▶ [The problem]:
Report each line of the data that includes the word "uses".

-- Start Provided material --

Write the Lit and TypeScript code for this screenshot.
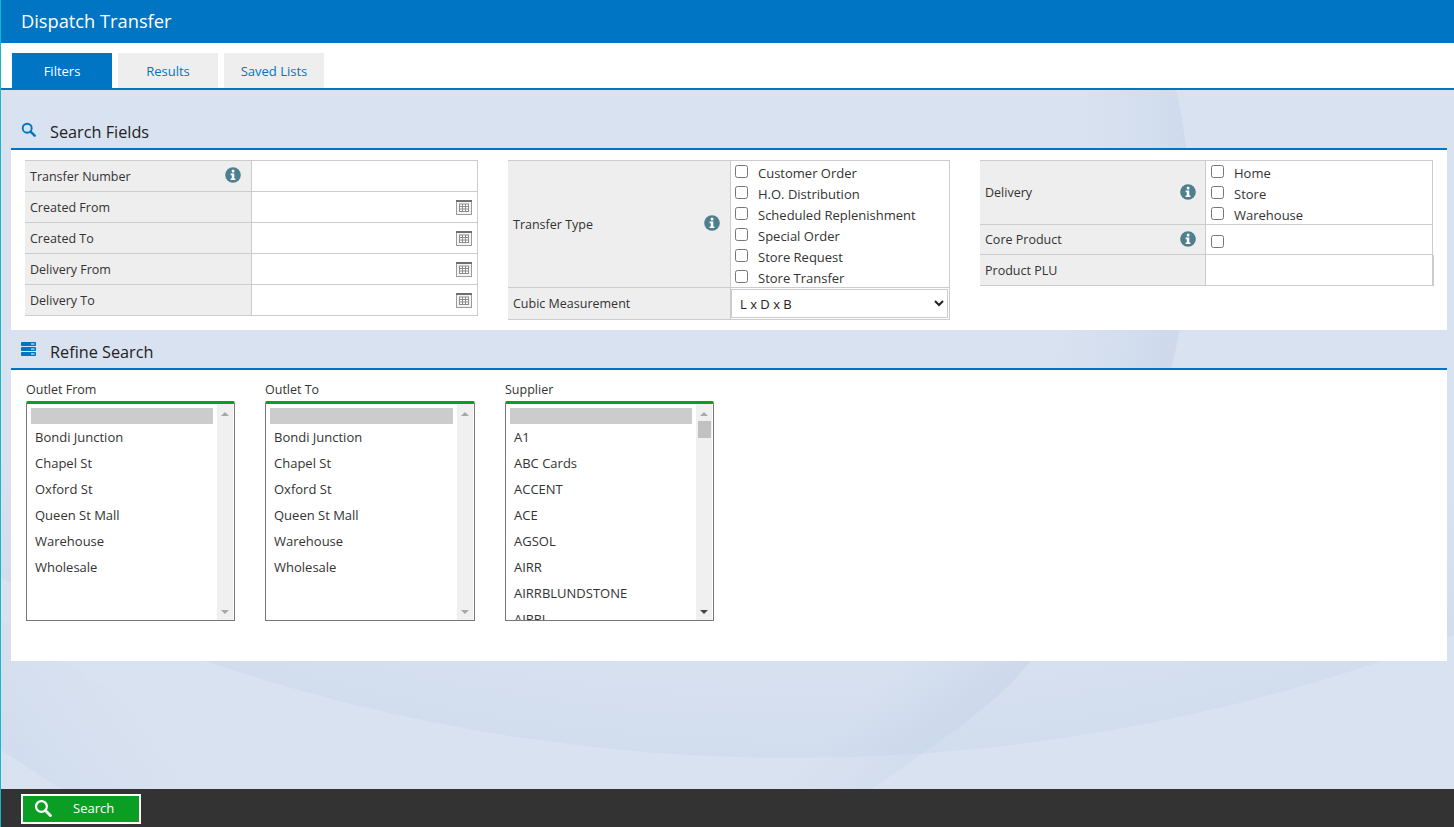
import { LitElement, html, css, svg } from 'lit';
import { customElement } from 'lit/decorators.js';

const OUTLETS = ['Bondi Junction', 'Chapel St', 'Oxford St', 'Queen St Mall', 'Warehouse', 'Wholesale'];
const SUPPLIERS = ['A1', 'ABC Cards', 'ACCENT', 'ACE', 'AGSOL', 'AIRR', 'AIRRBLUNDSTONE', 'AIRPL'];
const TYPES = ['Customer Order', 'H.O. Distribution', 'Scheduled Replenishment', 'Special Order', 'Store Request', 'Store Transfer'];
const DELIVERY = ['Home', 'Store', 'Warehouse'];

const searchIcon = html`<svg viewBox="0 0 16 16" width="15" height="15"><circle cx="6.600" cy="6.600" r="4.800" fill="none" stroke="currentColor" stroke-width="2"/><path d="M10.200 10.200 14.600 14.600" stroke="currentColor" stroke-width="2.600" stroke-linecap="round"/></svg>`;

const infoIcon = html`<svg class="info" viewBox="0 0 16 16" width="16" height="16"><circle cx="8" cy="8" r="7.800" fill="#4f7f8c"/><rect x="6.800" y="2.800" width="2.600" height="2.600" rx=".6" fill="#fff"/><path d="M5.600 6.600h3.700v4.800h1.100v1.600H5.600v-1.600h1.200V8.200H5.600z" fill="#fff"/></svg>`;

const calIcon = html`<svg class="cal" viewBox="0 0 16 15" width="16" height="15"><rect x=".5" y=".5" width="15" height="14" fill="#f4f4f4" stroke="#9a9a9a"/><rect x="0" y="0" width="16" height="2" fill="#6f6f6f"/><path d="M3 4h10v8H3z" fill="#fff"/><path d="M3 4h10M3 6.500h10M3 9h10M3 11.500h10M3.500 4v8M6.500 4v8M9.500 4v8M12.500 4v8" stroke="#8c8c8c" fill="none"/></svg>`;

const stackIcon = html`<svg viewBox="0 0 15 14" width="15" height="14"><g fill="#0075c4"><rect y="0" width="15" height="4" rx=".8"/><rect y="5" width="15" height="4" rx=".8"/><rect y="10" width="15" height="4" rx=".8"/></g><g fill="#fff"><rect x="10" y="1.500" width="3.500" height="1"/><rect x="10" y="6.500" width="3.500" height="1"/><rect x="10" y="11.500" width="3.500" height="1"/></g></svg>`;

const wallpaper = svg`<svg class="wall" viewBox="0 0 1454 827" preserveAspectRatio="none">
  <defs>
    <radialGradient id="bowl" gradientUnits="userSpaceOnUse" cx="793" cy="-1079" r="1837">
      <stop offset=".93" stop-color="#c8d6ea" stop-opacity="0"/>
      <stop offset="1" stop-color="#c8d6ea" stop-opacity=".45"/>
    </radialGradient>
    <radialGradient id="sweep" gradientUnits="userSpaceOnUse" cx="230" cy="130" r="960">
      <stop offset=".89" stop-color="#c4d3e8" stop-opacity="0"/>
      <stop offset="1" stop-color="#c4d3e8" stop-opacity=".5"/>
    </radialGradient>
    <linearGradient id="corner" gradientUnits="userSpaceOnUse" x1="30" y1="770" x2="130" y2="700">
      <stop offset="0" stop-color="#ccd9ec" stop-opacity=".6"/>
      <stop offset="1" stop-color="#ccd9ec" stop-opacity="0"/>
    </linearGradient>
  </defs>
  <circle cx="793" cy="-1079" r="1837" fill="url(#bowl)"/>
  <path d="M1176 90C1210 240 1190 440 1030 661 1000 702 940 740 872 789H0V90Z" fill="url(#sweep)"/>
  <path d="M0 750 60 789H260L0 620Z" fill="url(#corner)"/>
</svg>`;

@customElement('app-root')
export class AppRoot extends LitElement {
  static styles = css`
    :host {
      display: block;
      height: 827px;
      font-family: 'Open Sans', sans-serif;
      font-size: 13px;
      color: #333;
      overflow: hidden;
    }
    .page {
      position: relative;
      height: 827px;
      display: flex;
      flex-direction: column;
      background: #d9e2f0;
      border-left: 1px solid #17b8cc;
      box-sizing: border-box;
    }
    .wall {
      position: absolute;
      inset: 0;
      width: 100%;
      height: 100%;
    }
    .title {
      position: relative;
      height: 43px;
      flex: none;
      background: #0075c4;
      color: #fff;
      font-size: 18.25px;
      line-height: 42px;
      padding-left: 20px;
    }
    .tabs {
      position: relative;
      height: 45px;
      flex: none;
      background: #fff;
      border-bottom: 2px solid #0075c4;
      display: flex;
      align-items: flex-end;
      gap: 6px;
      padding-left: 11px;
    }
    .tab {
      width: 100px;
      height: 35px;
      line-height: 36px;
      text-align: center;
      background: #eee;
      color: #0075c4;
    }
    .tab.on {
      background: #0075c4;
      color: #fff;
    }
    .main {
      position: relative;
      flex: 1;
      padding: 0 7px 0 10px;
    }
    .heading {
      display: flex;
      align-items: center;
      border-bottom: 2px solid #0075c4;
      font-size: 16.25px;
      color: #222;
      padding-left: 10px;
      box-sizing: border-box;
    }
    .heading.first { height: 60px; padding-top: 26px; }
    .heading.second { height: 40px; padding-top: 6px; }
    .heading svg { color: #0075c4; margin-right: 14px; margin-top: -6px; flex: none; }
    .panel { background: #fff; }
    .fields {
      height: 180px;
      box-sizing: border-box;
      padding: 10px 14px 0 14px;
      display: flex;
      align-items: flex-start;
      gap: 30px;
    }
    .tbl {
      display: grid;
      border-top: 1px solid #ccc;
      flex: none;
    }
    .tbl.a { width: 453px; grid-template-columns: 226px 227px; }
    .tbl.b { width: 442px; grid-template-columns: 222px 220px; grid-template-rows: 127px 32px; }
    .tbl.c { width: 453px; grid-template-columns: 225px 228px; grid-template-rows: 64px 30px 31px; }
    .lab {
      background: #eee;
      border-bottom: 1px solid #ccc;
      display: flex;
      align-items: center;
      justify-content: space-between;
      padding: 0 10px 0 5px;
      box-sizing: border-box;
      color: #333;
      font-size: 12.5px;
    }
    .tbl.c .lab { padding-right: 9px; }
    .lab.raise { padding-bottom: 1px; }
    .lab .info { flex: none; margin-top: -2px; }
    .val {
      border-left: 1px solid #ccc;
      border-right: 1px solid #ccc;
      border-bottom: 1px solid #ccc;
      display: flex;
      align-items: center;
      justify-content: flex-end;
      padding-right: 5px;
      box-sizing: border-box;
    }
    .rowh { height: 31px; }
    .tbl.b .rowh, .tbl.c .rowh { height: auto; }
    .checks {
      display: flex;
      flex-direction: column;
      align-items: flex-start;
      justify-content: flex-start;
      padding: 1px 0 0 4px;
    }
    .tbl.c .checks { padding-left: 5px; }
    .check {
      display: flex;
      align-items: center;
      flex: none;
      height: 21px;
      color: #333;
    }
    .check input, .lone {
      width: 13px;
      height: 13px;
      margin: 0 10px 3px 0;
      flex: none;
    }
    .lone { margin: 3px 0 0 5px; }
    .val.left { justify-content: flex-start; padding: 0; }
    .val.wide { margin-right: -1px; border-right-width: 2px; }
    .sel {
      width: 217px;
      height: 29px;
      border: 1px solid #ccc;
      background: #fff;
      font-family: 'Open Sans', sans-serif;
      font-size: 13px;
      color: #222;
      padding-left: 4px;
    }
    .refine {
      height: 291px;
      box-sizing: border-box;
      padding: 10px 0 0 15px;
      display: grid;
      grid-template-columns: 209px 210px 209px;
      align-content: start;
      gap: 30px;
    }
    .col-label { height: 21px; line-height: 19px; color: #333; font-size: 12.5px; }
    .box {
      height: 220px;
      box-sizing: border-box;
      border: 1px solid #777;
      border-top: 3px solid #0a9e24;
      border-radius: 2px 2px 0 0;
      display: flex;
      overflow: hidden;
    }
    .items {
      flex: 1;
      padding: 4px 4px 0 4px;
      overflow: hidden;
      min-width: 0;
    }
    .blank { height: 16px; background: #ccc; }
    .item { height: 26px; line-height: 26px; padding-left: 4px; color: #333; }
    .bar {
      width: 16px;
      margin: 0 1px 0 0;
      background: #f0f0f0;
      flex: none;
      display: flex;
      flex-direction: column;
      align-items: center;
      position: relative;
    }
    .up, .down {
      width: 0;
      height: 0;
      border-left: 4px solid transparent;
      border-right: 4px solid transparent;
      position: absolute;
    }
    .up { top: 8px; border-bottom: 4px solid #a8a8a8; }
    .down { bottom: 6px; border-top: 4px solid #a8a8a8; }
    .down.live { border-top-color: #444; }
    .thumb {
      position: absolute;
      top: 17px;
      left: 2px;
      width: 13px;
      height: 17px;
      background: #c1c1c1;
    }
    .footer {
      position: relative;
      height: 38px;
      flex: none;
      background: #333;
      display: flex;
      align-items: center;
      padding: 2px 0 0 20px;
      box-sizing: border-box;
    }
    .go {
      width: 120px;
      height: 30px;
      box-sizing: border-box;
      border: 2px solid #fff;
      background: #0a9e24;
      color: #fff;
      font: 13px 'Open Sans', sans-serif;
      display: flex;
      align-items: center;
      padding: 0 0 2px 11px;
    }
    .go svg { margin-right: 21px; margin-top: -1px; flex: none; width: 18px; height: 18px; }
  `;

  private input(label: string, cal: boolean, info = false) {
    return html`
      <div class="lab rowh"><span>${label}</span>${info ? infoIcon : ''}</div>
      <div class="val rowh">${cal ? calIcon : ''}</div>
    `;
  }

  private checks(items: string[]) {
    return items.map(t => html`<label class="check"><input type="checkbox" />${t}</label>`);
  }

  private list(label: string, items: string[], scrolls = false) {
    return html`
      <div>
        <div class="col-label">${label}</div>
        <div class="box">
          <div class="items">
            <div class="blank"></div>
            ${items.map(t => html`<div class="item">${t}</div>`)}
          </div>
          <div class="bar">
            <span class="up"></span>
            ${scrolls ? html`<span class="thumb"></span>` : ''}
            <span class="down ${scrolls ? 'live' : ''}"></span>
          </div>
        </div>
      </div>
    `;
  }

  render() {
    return html`
      <div class="page">
        ${wallpaper}
        <div class="title">Dispatch Transfer</div>
        <div class="tabs">
          <div class="tab on">Filters</div>
          <div class="tab">Results</div>
          <div class="tab">Saved Lists</div>
        </div>
        <div class="main">
          <div class="heading first">${searchIcon}Search Fields</div>
          <div class="panel fields">
            <div class="tbl a">
              ${this.input('Transfer Number', false, true)}
              ${this.input('Created From', true)}
              ${this.input('Created To', true)}
              ${this.input('Delivery From', true)}
              ${this.input('Delivery To', true)}
            </div>
            <div class="tbl b">
              <div class="lab"><span>Transfer Type</span>${infoIcon}</div>
              <div class="val checks">${this.checks(TYPES)}</div>
              <div class="lab raise rowh">Cubic Measurement</div>
              <div class="val left rowh">
                <select class="sel"><option>L x D x B</option></select>
              </div>
            </div>
            <div class="tbl c">
              <div class="lab"><span>Delivery</span>${infoIcon}</div>
              <div class="val checks">${this.checks(DELIVERY)}</div>
              <div class="lab"><span>Core Product</span>${infoIcon}</div>
              <div class="val left"><input class="lone" type="checkbox" /></div>
              <div class="lab rowh">Product PLU</div>
              <div class="val wide rowh"></div>
            </div>
          </div>
          <div class="heading second">${stackIcon}Refine Search</div>
          <div class="panel refine">
            ${this.list('Outlet From', OUTLETS)}
            ${this.list('Outlet To', OUTLETS)}
            ${this.list('Supplier', SUPPLIERS, true)}
          </div>
        </div>
        <div class="footer">
          <button class="go">${searchIcon}Search</button>
        </div>
      </div>
    `;
  }
}
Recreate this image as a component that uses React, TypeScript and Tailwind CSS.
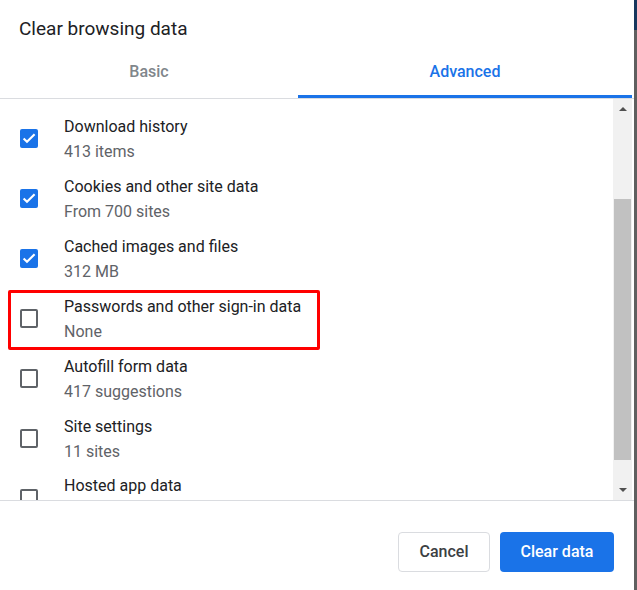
import React from 'react';

type Item = {
  title: string;
  detail?: string;
  checked: boolean;
  highlight?: boolean;
};

const items: Item[] = [
  { title: 'Download history', detail: '413 items', checked: true },
  { title: 'Cookies and other site data', detail: 'From 700 sites', checked: true },
  { title: 'Cached images and files', detail: '312 MB', checked: true },
  { title: 'Passwords and other sign-in data', detail: 'None', checked: false, highlight: true },
  { title: 'Autofill form data', detail: '417 suggestions', checked: false },
  { title: 'Site settings', detail: '11 sites', checked: false },
  { title: 'Hosted app data', checked: false },
];

const Checkbox: React.FC<{ checked: boolean }> = ({ checked }) =>
  checked ? (
    <div className="w-[18px] h-[19px] rounded-[2px] bg-[#1a73e8] flex items-center justify-center">
      <svg width="18" height="18" viewBox="0 0 18 18" fill="none">
        <path d="M3.6 9.4l3.4 3.4L14.6 5.2" stroke="white" strokeWidth="2.1" />
      </svg>
    </div>
  ) : (
    <div className="w-[18px] h-[19px] rounded-[2px] border-2 border-[#5f6368]" />
  );

const Row: React.FC<{ item: Item }> = ({ item }) => (
  <div className="relative h-[60px] flex items-center shrink-0">
    {item.highlight && (
      <div className="absolute left-[8px] top-[2px] w-[312px] h-[60px] border-[3px] border-[#ff0000] rounded-[2px]" />
    )}
    <div className="w-[64px] pl-[20px] shrink-0">
      <Checkbox checked={item.checked} />
    </div>
    <div className={`flex flex-col ${item.detail ? 'mt-[1px]' : 'self-start mt-[5px]'}`}>
      <span className="text-[16px] leading-[25px] text-[#202124]">{item.title}</span>
      {item.detail && (
        <span className="text-[16px] leading-[25px] text-[#5f6368]">{item.detail}</span>
      )}
    </div>
  </div>
);

export default function App() {
  return (
    <div
      className="w-[637px] h-[590px] bg-white flex"
      style={{ fontFamily: 'Roboto, "Liberation Sans", sans-serif' }}
    >
      <div className="w-[634px] h-full flex flex-col">
        <div className="h-[56px] pl-[19px] pt-[2px] flex items-center text-[19px] text-[#202124]">
          Clear browsing data
        </div>
        <div className="h-[43px] flex border-b border-[#dadce0]">
          <div className="w-[298px] flex items-start justify-center pt-[4px] text-[16px] leading-[24px] font-medium text-[#80868b]">
            Basic
          </div>
          <div className="flex-1 flex items-start justify-center pt-[4px] text-[16px] leading-[24px] font-medium text-[#1a73e8] border-b-[3px] border-[#1a73e8] mr-[2px]">
            Advanced
          </div>
        </div>
        <div className="h-[402px] flex border-b border-[#dadce0] overflow-hidden">
          <div className="flex-1 flex flex-col pt-[9px] overflow-hidden">
            {items.map((it) => (
              <Row key={it.title} item={it} />
            ))}
          </div>
          <div className="w-[19px] bg-[#f1f1f1] flex flex-col items-center mr-[2px]">
            <div className="h-[20px] flex items-center justify-center">
              <div className="w-0 h-0 border-l-[4px] border-r-[4px] border-b-[4px] border-l-transparent border-r-transparent border-b-[#505050]" />
            </div>
            <div className="h-[80px]" />
            <div className="w-[17px] h-[261px] bg-[#c1c1c1]" />
            <div className="flex-1" />
            <div className="h-[20px] flex items-center justify-center">
              <div className="w-0 h-0 border-l-[4px] border-r-[4px] border-t-[4px] border-l-transparent border-r-transparent border-t-[#505050]" />
            </div>
          </div>
        </div>
        <div className="flex-1 flex justify-end items-start pt-[31px] pr-[20px] gap-[10px]">
          <button className="w-[92px] h-[40px] rounded-[4px] border border-[#dadce0] bg-white text-[16px] font-medium text-[#3c4043]">
            Cancel
          </button>
          <button className="w-[114px] h-[40px] rounded-[4px] bg-[#1a73e8] text-[16px] font-medium text-white">
            Clear data
          </button>
        </div>
      </div>
      <div className="w-[3px] h-full flex flex-col">
        <div className="h-[30px] bg-[#17375e]" />
        <div className="flex-1 bg-[#5f5f5f]" />
      </div>
    </div>
  );
}
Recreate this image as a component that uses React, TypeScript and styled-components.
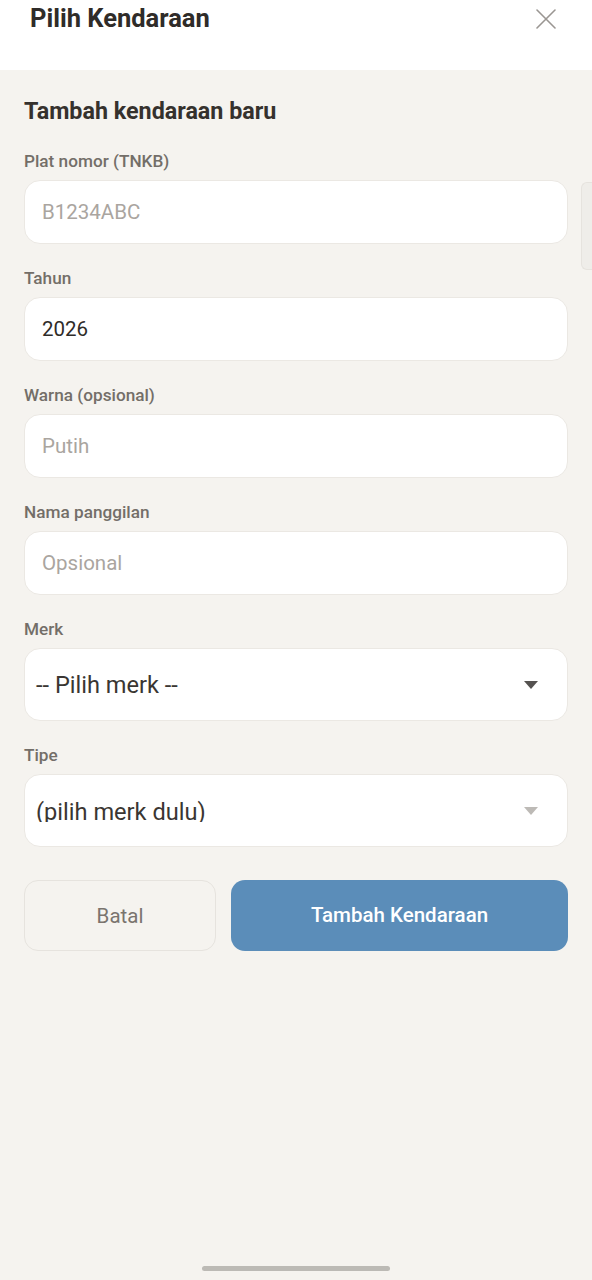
import React from 'react';
import styled, { createGlobalStyle } from 'styled-components';

const GlobalStyle = createGlobalStyle`
  html, body {
    margin: 0;
    padding: 0;
    background: #f5f3ef;
  }
  body {
    font-family: Roboto, 'Noto Sans', 'Liberation Sans', sans-serif;
  }
`;

const Screen = styled.div`
  position: relative;
  width: 592px;
  height: 1280px;
  background: #f5f3ef;
  overflow: hidden;
`;

const Header = styled.header`
  height: 70px;
  background: #ffffff;
  display: flex;
  justify-content: space-between;
  align-items: flex-start;
  padding: 0 35px 0 30px;
  box-sizing: border-box;
`;

const HeaderTitle = styled.h1`
  margin: 3px 0 0;
  font-size: 25.5px;
  line-height: 30px;
  font-weight: 700;
  color: #2f2c29;
`;

const CloseButton = styled.button`
  border: none;
  background: transparent;
  padding: 0;
  margin-top: 8px;
  width: 22px;
  height: 22px;
  display: flex;
  align-items: center;
  justify-content: center;
`;

const Body = styled.main`
  padding: 26px 24px 0;
`;

const SectionTitle = styled.h2`
  margin: 0 0 25px;
  font-size: 23.3px;
  line-height: 30px;
  font-weight: 700;
  color: #35312d;
`;

const Field = styled.div`
  display: flex;
  flex-direction: column;
  gap: 8px;
  margin-bottom: 24px;
`;

const Label = styled.label`
  font-size: 17.2px;
  line-height: 21px;
  font-weight: 500;
  color: #736e68;
`;

const Input = styled.input`
  box-sizing: border-box;
  width: 100%;
  height: 64px;
  border: 1px solid #ebe8e3;
  border-radius: 16px;
  background: #ffffff;
  padding: 0 17px;
  font-family: inherit;
  font-size: 20.5px;
  color: #2f2c29;
  outline: none;

  &::placeholder {
    color: #aaa59f;
  }
`;

const Select = styled.div<{ $disabled?: boolean }>`
  box-sizing: border-box;
  height: 73px;
  border: 1px solid #ebe8e3;
  border-radius: 16px;
  background: #ffffff;
  padding: 0 28px 0 11px;
  display: flex;
  align-items: ${p => (p.$disabled ? 'flex-end' : 'center')};
  justify-content: space-between;
`;

const SelectText = styled.span<{ $clipped?: boolean }>`
  display: block;
  font-size: 23.6px;
  line-height: 28px;
  color: #3a3632;
  ${p => p.$clipped && `
    height: 24px;
    overflow: hidden;
    margin-bottom: 24px;
  `}
`;

const Caret = styled.svg<{ $muted?: boolean }>`
  width: 16px;
  height: 8px;
  fill: ${p => (p.$muted ? '#bdbab6' : '#555250')};
  ${p => p.$muted && 'align-self: center;'}
`;

const Actions = styled.div`
  display: grid;
  grid-template-columns: 192px 1fr;
  gap: 15px;
  margin-top: 33px;
`;

const GhostButton = styled.button`
  height: 71px;
  border: 1px solid #e6e3de;
  border-radius: 14px;
  background: #f5f3ef;
  font-family: inherit;
  font-size: 20.5px;
  color: #7a746e;
`;

const PrimaryButton = styled.button`
  height: 71px;
  border: none;
  border-radius: 14px;
  background: #5b8db9;
  font-family: inherit;
  font-size: 20.5px;
  font-weight: 500;
  color: #ffffff;
  padding-bottom: 3px;
`;

const ScrollThumb = styled.div`
  position: absolute;
  right: 0;
  top: 182px;
  width: 10px;
  height: 86px;
  border-radius: 6px 0 0 6px;
  background: #efede9;
  border: 1px solid #e6e3de;
  border-right: none;
`;

const HomeIndicator = styled.div`
  position: absolute;
  left: 202px;
  bottom: 9px;
  width: 188px;
  height: 5px;
  border-radius: 3px;
  background: #bcbab5;
`;

const fields = [
  { label: 'Plat nomor (TNKB)', placeholder: 'B1234ABC', value: '' },
  { label: 'Tahun', placeholder: '', value: '2026' },
  { label: 'Warna (opsional)', placeholder: 'Putih', value: '' },
  { label: 'Nama panggilan', placeholder: 'Opsional', value: '' },
];

const CaretIcon: React.FC<{ muted?: boolean }> = ({ muted }) => (
  <Caret $muted={muted} viewBox="0 0 16 8">
    <path d="M1 0h14L8 8z" />
  </Caret>
);

const App: React.FC = () => {
  return (
    <Screen>
      <GlobalStyle />
      <Header>
        <HeaderTitle>Pilih Kendaraan</HeaderTitle>
        <CloseButton aria-label="Tutup">
          <svg width="20" height="20" viewBox="0 0 20 20" fill="none" stroke="#9a9692" strokeWidth="1.6" strokeLinecap="round">
            <path d="M1 1l18 18M19 1L1 19" />
          </svg>
        </CloseButton>
      </Header>
      <Body>
        <SectionTitle>Tambah kendaraan baru</SectionTitle>
        {fields.map(f => (
          <Field key={f.label}>
            <Label>{f.label}</Label>
            <Input placeholder={f.placeholder} defaultValue={f.value} />
          </Field>
        ))}
        <Field>
          <Label>Merk</Label>
          <Select>
            <SelectText>-- Pilih merk --</SelectText>
            <CaretIcon />
          </Select>
        </Field>
        <Field>
          <Label>Tipe</Label>
          <Select $disabled>
            <SelectText $clipped>(pilih merk dulu)</SelectText>
            <CaretIcon muted />
          </Select>
        </Field>
        <Actions>
          <GhostButton>Batal</GhostButton>
          <PrimaryButton>Tambah Kendaraan</PrimaryButton>
        </Actions>
      </Body>
      <ScrollThumb />
      <HomeIndicator />
    </Screen>
  );
};

export default App;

-- End Provided material --

▶ [Finished exercise]:
Recreate this image as a component that uses React, TypeScript and Tailwind CSS.
Recreate this image as a component that uses React, TypeScript and styled-components.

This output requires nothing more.